Ein Verein wehrte sich gegen die Herausgabe eines durch ihn angemieteten Grundstücks. Die Eigentümerin hatte dieses 2008 gekauft und 2017 die Kündigung gegenüber dem Verein ausgesprochen. Sie nahm den beklagten Verein daraufhin auf Herausgabe der Grundstücksfläche in Anspruch. Zudem begehrte sie die Feststellung, dass zwischen den Parteien in Bezug auf die streitgegenständliche Fläche kein Nutzungsverhältnis mehr bestand. Der Beklagte berief sich auf die im Mietvertrag mit der vorherigen Vermieterin vereinbarte feste Vertragslaufzeit.
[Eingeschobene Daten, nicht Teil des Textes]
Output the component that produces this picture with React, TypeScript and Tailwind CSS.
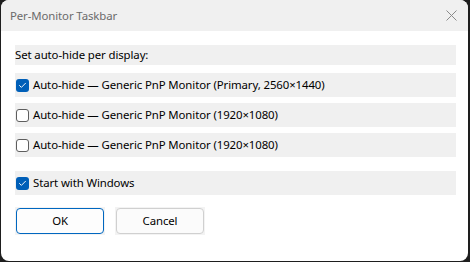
import { Check } from "lucide-react";

type Row = { label: string; checked: boolean };

const monitors: Row[] = [
  { label: "Auto-hide — Generic PnP Monitor (Primary, 2560×1440)", checked: true },
  { label: "Auto-hide — Generic PnP Monitor (1920×1080)", checked: false },
  { label: "Auto-hide — Generic PnP Monitor (1920×1080)", checked: false },
];

function Box({ checked }: { checked: boolean }) {
  return checked ? (
    <div className="w-[13px] h-[13px] rounded-[3px] bg-[#005fb8] flex items-center justify-center shrink-0">
      <Check size={9} strokeWidth={2.5} className="text-white" />
    </div>
  ) : (
    <div className="w-[13px] h-[13px] rounded-[3px] border border-[#5e5e5e] bg-white shrink-0" />
  );
}

function CheckRow({ label, checked }: Row) {
  return (
    <div className="h-[24px] bg-[#f0f0f0] flex items-center gap-[4px] pl-[1px]">
      <Box checked={checked} />
      <span>{label}</span>
    </div>
  );
}

export default function App() {
  return (
    <div
      className="w-[470px] h-[262px] bg-[#1e1e1e] pl-px pr-[2px] pb-px text-[11.4px] tracking-[-0.1px] text-black"
      style={{ fontFamily: '"Segoe UI", "Noto Sans", sans-serif' }}
    >
      <div className="w-full h-full rounded-[8px] overflow-hidden bg-white flex flex-col">
        {/* Title bar */}
        <div className="h-[31px] bg-[#f0f0f0] flex items-center justify-between pl-[9px] pr-[10px] shrink-0">
          <span className="text-[#6b6b6b]">Per-Monitor Taskbar</span>
          <svg width="11" height="11" viewBox="0 0 11 11" className="mr-[1px]">
            <path d="M0.5 0.5 L10.5 10.5 M10.5 0.5 L0.5 10.5" stroke="#8a8a8a" strokeWidth="1" fill="none" />
          </svg>
        </div>

        {/* Body */}
        <div className="pl-[14px] pr-[12px] pt-[14px]">
          <div className="h-[20px] bg-[#f0f0f0] flex items-center">Set auto-hide per display:</div>
          <div className="mt-[8px] flex flex-col gap-[6px]">
            {monitors.map((m, i) => (
              <CheckRow key={i} label={m.label} checked={m.checked} />
            ))}
          </div>
          <div className="mt-[14px]">
            <CheckRow label="Start with Windows" checked={true} />
          </div>

          <div className="mt-[12px] flex gap-[10px]">
            <div className="bg-[#f3f3f3] p-px">
              <button className="w-[88px] h-[26px] rounded-[4px] border border-[#0067c0] bg-[#fdfdfd] text-black">OK</button>
            </div>
            <div className="bg-[#f3f3f3] p-px">
              <button className="w-[88px] h-[26px] rounded-[4px] border border-[#d0d0d0] bg-[#fbfbfb] text-black">Cancel</button>
            </div>
          </div>
        </div>
      </div>
    </div>
  );
}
Eigentümerin des streitgegenständlichen Grundstücks war ursprünglich die H. Vermögensverwaltungsgesellschaft mbH (im Folgenden: H-GmbH). Mit notariellem Kaufvertrag aus dem Jahr 1995 erwarb die “Projekt-Gesellschaft zur Entwicklung, Koordination und Errichtung von Bauvorhaben mbH” (im Folgenden: Projekt-Gesellschaft) dieses Grundstück. Vertraglich stand der H-GmbH gegen die Projekt-Gesellschaft ein Rückübertragungsanspruch bezüglich einer Teilfläche zu, die zumindest teilweise mit der streitgegenständlichen Fläche übereinstimmte. Im Rahmen eines Grundstückstauschvertrags aus dem Jahr 2002 trat die H-GmbH diesen Rückübertragungsanspruch an die S-GmbH ab.

Im Jahr 2008 erwarb die Klägerin von der Projekt-Gesellschaft die streitgegenständliche Grundstücksfläche. Vor Abschluss des Kaufvertrags wies die S-GmbH die Projekt-Gesellschaft als seinerzeitige Eigentümerin der streitgegenständlichen Grundstücksfläche darauf hin, dass sie von der geplanten Veräußerung an die Klägerin erfahren habe und dass sie beabsichtige, von dem ihr beziehungsweise der H-GmbH zustehenden Rückübertragungsanspruch an Teilflächen des Verkaufsobjekts zur Förderung des Beklagten Gebrauch zu machen.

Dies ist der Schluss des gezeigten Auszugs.